In your copy, repeat the records exactly and leave out the pictures.

Saved entries
——

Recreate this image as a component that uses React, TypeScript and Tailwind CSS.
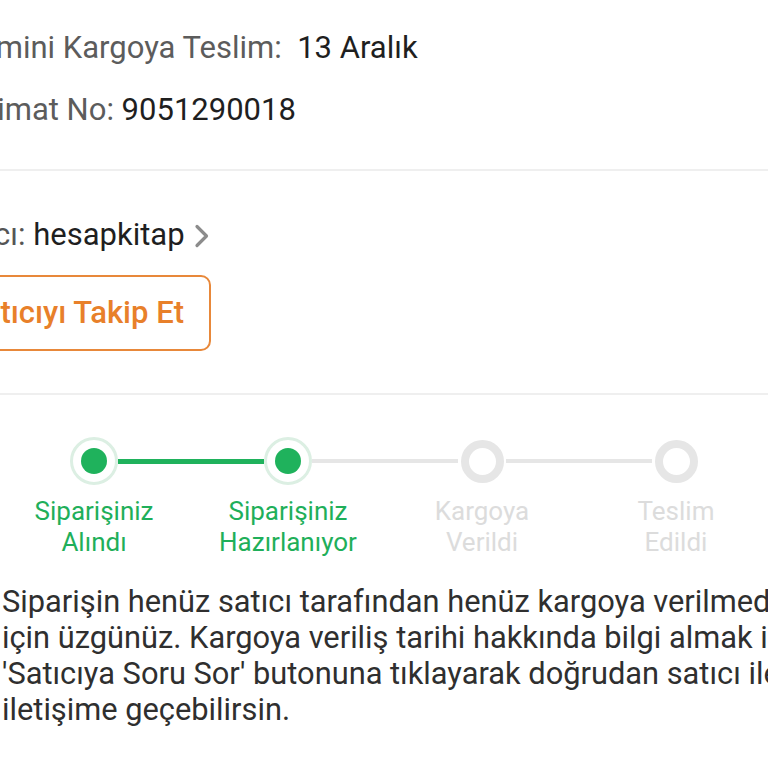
import React from 'react';

type Step = { title: string; sub: string; done: boolean };

const steps: Step[] = [
  { title: 'Siparişiniz', sub: 'Alındı', done: true },
  { title: 'Siparişiniz', sub: 'Hazırlanıyor', done: true },
  { title: 'Kargoya', sub: 'Verildi', done: false },
  { title: 'Teslim', sub: 'Edildi', done: false },
];

function StepDot({ done }: { done: boolean }) {
  return (
    <div className="w-[48px] h-[48px] shrink-0 flex items-center justify-center">
      {done ? (
        <div className="w-[48px] h-[48px] rounded-full border-[3px] border-[#dcefe3] bg-white flex items-center justify-center">
          <div className="w-[26px] h-[26px] rounded-full bg-[#1fb25c]" />
        </div>
      ) : (
        <div className="w-[43px] h-[43px] rounded-full border-[8px] border-[#e6e6e6] bg-white" />
      )}
    </div>
  );
}

function Stepper() {
  return (
    <div className="flex -ml-[3px] pt-[42px]">
      {steps.map((s, i) => {
        const leftOn = i > 0;
        const rightOn = i < steps.length - 1;
        const leftGreen = s.done;
        const rightGreen = s.done && i + 1 < steps.length && steps[i + 1].done;
        return (
          <div key={i} className="w-[194px] shrink-0 flex flex-col items-center">
            <div className="w-full flex items-center">
              <div className="flex-1 flex items-center">
                {leftOn && (
                  <div className={leftGreen ? 'w-full h-[5px] bg-[#1fb25c]' : 'w-full h-[4px] bg-[#e6e6e6]'} />
                )}
              </div>
              <StepDot done={s.done} />
              <div className="flex-1 flex items-center">
                {rightOn && (
                  <div className={rightGreen ? 'w-full h-[5px] bg-[#1fb25c]' : 'w-full h-[4px] bg-[#e6e6e6]'} />
                )}
              </div>
            </div>
            <div
              className={`mt-[11px] text-center text-[26px] leading-[31px] ${
                s.done ? 'text-[#1faf5a]' : 'text-[#dcdcdc]'
              }`}
            >
              <div>{s.title}</div>
              <div>{s.sub}</div>
            </div>
          </div>
        );
      })}
    </div>
  );
}

export default function App() {
  return (
    <div className="w-[768px] h-[768px] overflow-hidden bg-white font-['Roboto',sans-serif]">
      {/* Order info */}
      <div className="pt-[17px] pb-[28px] text-[31px] leading-[62px] whitespace-nowrap">
        <div className="-ml-[55px]">
          <span className="text-[#5c5c5c]">Tahmini Kargoya Teslim:</span>
          <span className="text-[#1f1f1f]">{'\u00a0 '}13 Aralık</span>
        </div>
        <div className="-ml-[44px]">
          <span className="text-[#5c5c5c]">Talimat No: </span>
          <span className="text-[#1f1f1f]">9051290018</span>
        </div>
      </div>
      <div className="h-[2px] bg-[#efefef]" />

      {/* Seller */}
      <div className="pt-[44px] pb-[42px] -ml-[59px] whitespace-nowrap">
        <div className="flex items-center text-[31px] leading-[40px] h-[40px]">
          <span className="text-[#555]">Satıcı:&nbsp;</span>
          <span className="text-[#1f1f1f]">hesapkitap</span>
          <svg className="ml-[9px] mt-[2px]" width="16" height="24" viewBox="0 0 16 24" fill="none">
            <path d="M3 2.5 L12.5 12 L3 21.5" stroke="#8c8c8c" strokeWidth="3.2" strokeLinecap="round" strokeLinejoin="round" />
          </svg>
        </div>
        <button className="mt-[20px] w-[270px] h-[76px] rounded-[10px] border-2 border-[#e8883a] text-[#e8802a] text-[31px] font-medium flex items-center justify-end pr-[25px]">
          Satıcıyı Takip Et
        </button>
      </div>
      <div className="h-[2px] bg-[#efefef]" />

      {/* Status */}
      <Stepper />

      <p className="mt-[26px] ml-[2px] text-[30.8px] leading-[36px] text-[#2f2f2f] whitespace-nowrap">
        Siparişin henüz satıcı tarafından henüz kargoya verilmediği
        <br />
        için üzgünüz. Kargoya veriliş tarihi hakkında bilgi almak için
        <br />
        'Satıcıya Soru Sor' butonuna tıklayarak doğrudan satıcı ile
        <br />
        iletişime geçebilirsin.
      </p>
    </div>
  );
}
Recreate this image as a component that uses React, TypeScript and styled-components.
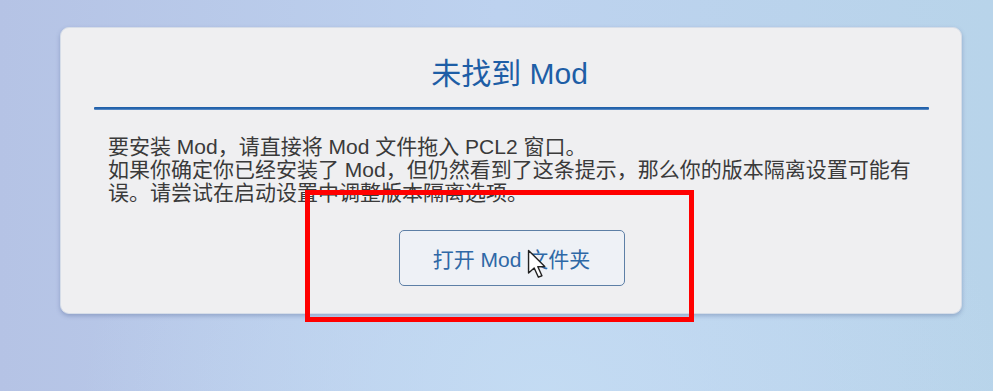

——

= COMPLETE OUTPUT =
Recreate this image as a component that uses React, TypeScript and Tailwind CSS.
import React from 'react';

type Step = { title: string; sub: string; done: boolean };

const steps: Step[] = [
  { title: 'Siparişiniz', sub: 'Alındı', done: true },
  { title: 'Siparişiniz', sub: 'Hazırlanıyor', done: true },
  { title: 'Kargoya', sub: 'Verildi', done: false },
  { title: 'Teslim', sub: 'Edildi', done: false },
];

function StepDot({ done }: { done: boolean }) {
  return (
    <div className="w-[48px] h-[48px] shrink-0 flex items-center justify-center">
      {done ? (
        <div className="w-[48px] h-[48px] rounded-full border-[3px] border-[#dcefe3] bg-white flex items-center justify-center">
          <div className="w-[26px] h-[26px] rounded-full bg-[#1fb25c]" />
        </div>
      ) : (
        <div className="w-[43px] h-[43px] rounded-full border-[8px] border-[#e6e6e6] bg-white" />
      )}
    </div>
  );
}

function Stepper() {
  return (
    <div className="flex -ml-[3px] pt-[42px]">
      {steps.map((s, i) => {
        const leftOn = i > 0;
        const rightOn = i < steps.length - 1;
        const leftGreen = s.done;
        const rightGreen = s.done && i + 1 < steps.length && steps[i + 1].done;
        return (
          <div key={i} className="w-[194px] shrink-0 flex flex-col items-center">
            <div className="w-full flex items-center">
              <div className="flex-1 flex items-center">
                {leftOn && (
                  <div className={leftGreen ? 'w-full h-[5px] bg-[#1fb25c]' : 'w-full h-[4px] bg-[#e6e6e6]'} />
                )}
              </div>
              <StepDot done={s.done} />
              <div className="flex-1 flex items-center">
                {rightOn && (
                  <div className={rightGreen ? 'w-full h-[5px] bg-[#1fb25c]' : 'w-full h-[4px] bg-[#e6e6e6]'} />
                )}
              </div>
            </div>
            <div
              className={`mt-[11px] text-center text-[26px] leading-[31px] ${
                s.done ? 'text-[#1faf5a]' : 'text-[#dcdcdc]'
              }`}
            >
              <div>{s.title}</div>
              <div>{s.sub}</div>
            </div>
          </div>
        );
      })}
    </div>
  );
}

export default function App() {
  return (
    <div className="w-[768px] h-[768px] overflow-hidden bg-white font-['Roboto',sans-serif]">
      {/* Order info */}
      <div className="pt-[17px] pb-[28px] text-[31px] leading-[62px] whitespace-nowrap">
        <div className="-ml-[55px]">
          <span className="text-[#5c5c5c]">Tahmini Kargoya Teslim:</span>
          <span className="text-[#1f1f1f]">{'\u00a0 '}13 Aralık</span>
        </div>
        <div className="-ml-[44px]">
          <span className="text-[#5c5c5c]">Talimat No: </span>
          <span className="text-[#1f1f1f]">9051290018</span>
        </div>
      </div>
      <div className="h-[2px] bg-[#efefef]" />

      {/* Seller */}
      <div className="pt-[44px] pb-[42px] -ml-[59px] whitespace-nowrap">
        <div className="flex items-center text-[31px] leading-[40px] h-[40px]">
          <span className="text-[#555]">Satıcı:&nbsp;</span>
          <span className="text-[#1f1f1f]">hesapkitap</span>
          <svg className="ml-[9px] mt-[2px]" width="16" height="24" viewBox="0 0 16 24" fill="none">
            <path d="M3 2.5 L12.5 12 L3 21.5" stroke="#8c8c8c" strokeWidth="3.2" strokeLinecap="round" strokeLinejoin="round" />
          </svg>
        </div>
        <button className="mt-[20px] w-[270px] h-[76px] rounded-[10px] border-2 border-[#e8883a] text-[#e8802a] text-[31px] font-medium flex items-center justify-end pr-[25px]">
          Satıcıyı Takip Et
        </button>
      </div>
      <div className="h-[2px] bg-[#efefef]" />

      {/* Status */}
      <Stepper />

      <p className="mt-[26px] ml-[2px] text-[30.8px] leading-[36px] text-[#2f2f2f] whitespace-nowrap">
        Siparişin henüz satıcı tarafından henüz kargoya verilmediği
        <br />
        için üzgünüz. Kargoya veriliş tarihi hakkında bilgi almak için
        <br />
        'Satıcıya Soru Sor' butonuna tıklayarak doğrudan satıcı ile
        <br />
        iletişime geçebilirsin.
      </p>
    </div>
  );
}
Recreate this image as a component that uses React, TypeScript and styled-components.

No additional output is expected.